Plaintiffs argue that "[the District] significantly impeded [their] opportunity to participate in the decision-making process" by failing to timely conduct reevaluations of S.B. at the end of the 2012-13 school year. (Pls.' Mem. 17.) The IHO determined, and the SRO agreed, that this issue was not raised in Plaintiffs' due process complaint, (see IHO Op. 71; SRO Op. 14), which precludes review by this Court, see, e.g., B.M. v. N.Y.C. Dep't of Educ., No. 12-CV-3247, 2013 WL 1972144, at *6 (S.D.N.Y. May 14, 2013) ("[A] parent's failure to raise an IDEA claim in his or her due process complaint deprives a court of subject-matter jurisdiction to address the claim."), aff'd, 569 F. App'x 57 (2d Cir. 2014); B.P. v. N.Y.C. Dep't of Educ., 841 F.Supp.2d 605, 611 (E.D.N.Y. 2012) ("The scope of the inquiry of the IHO, and therefore the SRO and th[e] [c]ourt, is limited to matters either raised in the [p]laintiffs' impartial hearing request or agreed to by [the] [d]efendant.").
Plaintiffs contend that the 2013-14 IEP was substantively inadequate on the basis that it "did not significantly change" from prior programs, despite S.B.'s claimed progress at Westfield during the 2012-13 school year. (Pls.' Mem. 17-18 (citing J-8; J-40).) There is no dispute that the recommended services, goals, modifications, and testing accommodations contained in the August 2013 IEP remained the same, with the exception of removing the Social Studies special class and revising speech goals. (See SRO Op. 4 (citing J-40); compare J-40, with J-8.)
Even beyond the substantial deference owed to the state administrative officers on this question of educational policy, see Cerra, 427 F.3d at 191, the Court notes that this decision finds ample support in the record. Heldman and J.B. testified that S.B. underwent positive changes while at Westfield, (see, e.g., Tr. 1396; id. at 2374; id. at 2378-81; id. at 2390-91), but Plaintiffs' claims of "meaningful progress," (Pls.' Mem. 18), are controverted by other testimony and reports, (see, e.g., Tr. 1400; id. at 1652; P-OO; P-DDD). For example, Anderson testified that S.B.'s teachers at Westfield reported "concerns related to his completion of homework assignments, his ability to participate and communicate in class," and his difficulty with writing and mental arithmetic. (Tr. 1652.)

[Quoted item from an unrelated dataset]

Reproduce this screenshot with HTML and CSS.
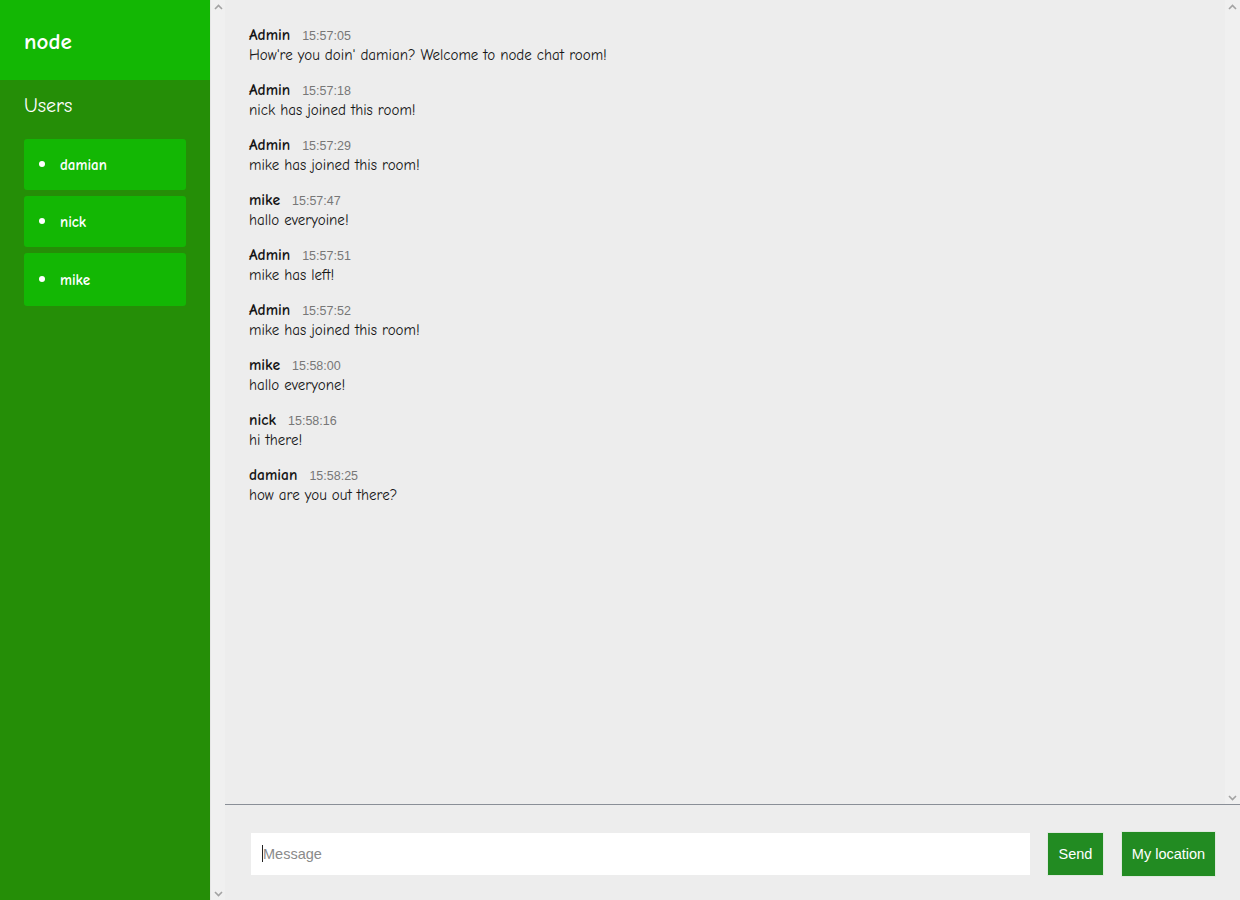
FILE: index.html
```html
<!DOCTYPE html>
<html lang="en">
<head>
<meta charset="utf-8">
<title>Chat | node</title>
<link rel="stylesheet" href="styles.css">
</head>
<body>
<div class="app">
  <aside class="sidebar">
    <div class="brand">node</div>
    <h3 class="users-title">Users</h3>
    <ul class="users">
      <li class="user"><span class="dot"></span>damian</li>
      <li class="user"><span class="dot"></span>nick</li>
      <li class="user"><span class="dot"></span>mike</li>
    </ul>
  </aside>
  <div class="scrollbar full">
    <svg class="arrow" width="9" height="6" viewBox="0 0 9 6"><polyline points="1,5 4.5,1.5 8,5" fill="none" stroke="#a3a3a3" stroke-width="1.6"/></svg>
    <svg class="arrow" width="9" height="6" viewBox="0 0 9 6"><polyline points="1,1 4.5,4.5 8,1" fill="none" stroke="#a3a3a3" stroke-width="1.6"/></svg>
  </div>
  <main class="main">
    <div class="messages-wrap">
      <div class="messages">
        <div class="msg"><div class="meta"><span class="name">Admin</span><span class="time">15:57:05</span></div><p class="text">How're you doin' damian? Welcome to node chat room!</p></div>
        <div class="msg"><div class="meta"><span class="name">Admin</span><span class="time">15:57:18</span></div><p class="text">nick has joined this room!</p></div>
        <div class="msg"><div class="meta"><span class="name">Admin</span><span class="time">15:57:29</span></div><p class="text">mike has joined this room!</p></div>
        <div class="msg"><div class="meta"><span class="name">mike</span><span class="time">15:57:47</span></div><p class="text">hallo everyoine!</p></div>
        <div class="msg"><div class="meta"><span class="name">Admin</span><span class="time">15:57:51</span></div><p class="text">mike has left!</p></div>
        <div class="msg"><div class="meta"><span class="name">Admin</span><span class="time">15:57:52</span></div><p class="text">mike has joined this room!</p></div>
        <div class="msg"><div class="meta"><span class="name">mike</span><span class="time">15:58:00</span></div><p class="text">hallo everyone!</p></div>
        <div class="msg"><div class="meta"><span class="name">nick</span><span class="time">15:58:16</span></div><p class="text">hi there!</p></div>
        <div class="msg"><div class="meta"><span class="name">damian</span><span class="time">15:58:25</span></div><p class="text">how are you out there?</p></div>
      </div>
      <div class="scrollbar">
        <svg class="arrow" width="9" height="6" viewBox="0 0 9 6"><polyline points="1,5 4.5,1.5 8,5" fill="none" stroke="#a3a3a3" stroke-width="1.6"/></svg>
        <svg class="arrow" width="9" height="6" viewBox="0 0 9 6"><polyline points="1,1 4.5,4.5 8,1" fill="none" stroke="#a3a3a3" stroke-width="1.6"/></svg>
      </div>
    </div>
    <form class="composer">
      <div class="input"><span class="caret"></span><span class="placeholder">Message</span></div>
      <button type="button" class="btn send">Send</button>
      <button type="button" class="btn loc">My location</button>
    </form>
  </main>
</div>
</body>
</html>
```
FILE: styles.css
```css
* { box-sizing: border-box; }
html, body { margin: 0; padding: 0; }
body {
  width: 1240px;
  height: 900px;
  overflow: hidden;
  background: #ededed;
  font-family: "Comic Sans MS", "Comic Neue", "Open Sans", sans-serif;
  color: #161616;
}
.app { display: flex; height: 900px; }

.sidebar {
  width: 210px;
  flex: none;
  background: #258e07;
  color: #fff;
}
.brand {
  height: 80px;
  background: #13b704;
  padding-left: 24px;
  font-size: 23px;
  font-weight: 700;
  line-height: 84px;
}
.users-title {
  margin: 0;
  padding: 13px 24px 0;
  font-size: 20px;
  font-weight: 400;
  line-height: 26px;
}
.users {
  list-style: none;
  margin: 20px 24px 0;
  padding: 0;
  display: flex;
  flex-direction: column;
  gap: 6px;
}
.user {
  height: 51px;
  background: #13b704;
  border-radius: 3px;
  display: flex;
  align-items: center;
  padding-left: 15px;
  font-size: 15px;
  font-weight: 700;
}
.user:last-child { height: 53px; }
.dot {
  width: 6px;
  height: 6px;
  border-radius: 50%;
  background: #fff;
  margin-right: 15px;
  margin-top: -1px;
}

.scrollbar {
  width: 15px;
  flex: none;
  background: #f0f0f0;
  display: flex;
  flex-direction: column;
  justify-content: space-between;
  align-items: center;
  padding: 4px 0 3px;
}
.scrollbar.full { border-left: 1px solid #e6e6e6; }

.main {
  flex: 1;
  display: flex;
  flex-direction: column;
  min-width: 0;
}
.messages-wrap {
  height: 805px;
  display: flex;
  border-bottom: 1px solid #8a8f97;
}
.messages {
  flex: 1;
  padding: 26px 24px 0;
}
.msg { margin-bottom: 16px; }
.meta { display: flex; align-items: baseline; height: 19px; line-height: 18px; }
.name {
  font-weight: 700;
  font-size: 15.5px;
  margin-right: 12px;
}
.time {
  font-family: "Liberation Sans", Arial, sans-serif;
  font-size: 12.5px;
  color: #777;
}
.text {
  margin: 0;
  font-size: 15px;
  line-height: 20px;
}

.composer {
  flex: 1;
  display: flex;
  align-items: center;
  padding: 2px 24px 0 26px;
  gap: 17px;
  margin: 0;
}
.input {
  flex: 1;
  height: 42px;
  background: #fff;
  display: flex;
  align-items: center;
  padding-left: 11px;
  font-family: "Liberation Sans", Arial, sans-serif;
  font-size: 14.5px;
  color: #8a8a8a;
}
.caret {
  width: 1px;
  height: 17px;
  background: #222;
}
.btn {
  height: 44px;
  border: 1px solid #dfe9df;
  background: #228b22;
  color: #fff;
  font-family: "Liberation Sans", Arial, sans-serif;
  font-size: 14.5px;
  padding: 0;
  white-space: nowrap;
  flex: none;
}
.send { width: 57px; }
.loc { width: 95px; height: 46px; }
```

Accordingly, like both the IHO and the SRO, the Court finds no substantive errors in S.B.'s 2013-14 IEP. The evidence supports the determination that the District offered S.B. a FAPE for the 2013-14 school year.
For the foregoing reasons, Plaintiffs' Motion for Summary Judgment is denied. The Clerk of Court is respectfully requested to terminate the pending Motion. (Dkt. No. 55.)
SO ORDERED.
Plaintiffs also argue that "this Court [should] reject the SRO's findings in whole" because "the SRO's decision was egregiously late." (Pls.' Reply 1 (internal quotation marks omitted).) "However, no authority permits courts to give less respect to SRO decisions on the basis of delay, nor is there any logical reason to do so." P.S. v. N.Y.C. Dep't of Educ., No. 13-CV-4772, 2014 WL 3673603, at *7 n.3 (S.D.N.Y. July 24, 2014); see also M.L. v. N.Y.C. Dep't of Educ., No. 13-CV-574, 2014 WL 1301957, at *13 (S.D.N.Y. Mar. 31, 2014) (acknowledging "that the [SRO's] routine delays in issuing decisions is problematic" but finding "no authority in IDEA cases that allows [a court] to declare the SRO's decision a nullity" (internal quotation marks omitted)).
In any event, it bears noting that Jilton conceded she was not familiar with IEPs in general and had no experience with a 15:1 English class. (See Tr. 2222-23.) Egnal's similar lack of familiarity is discussed below.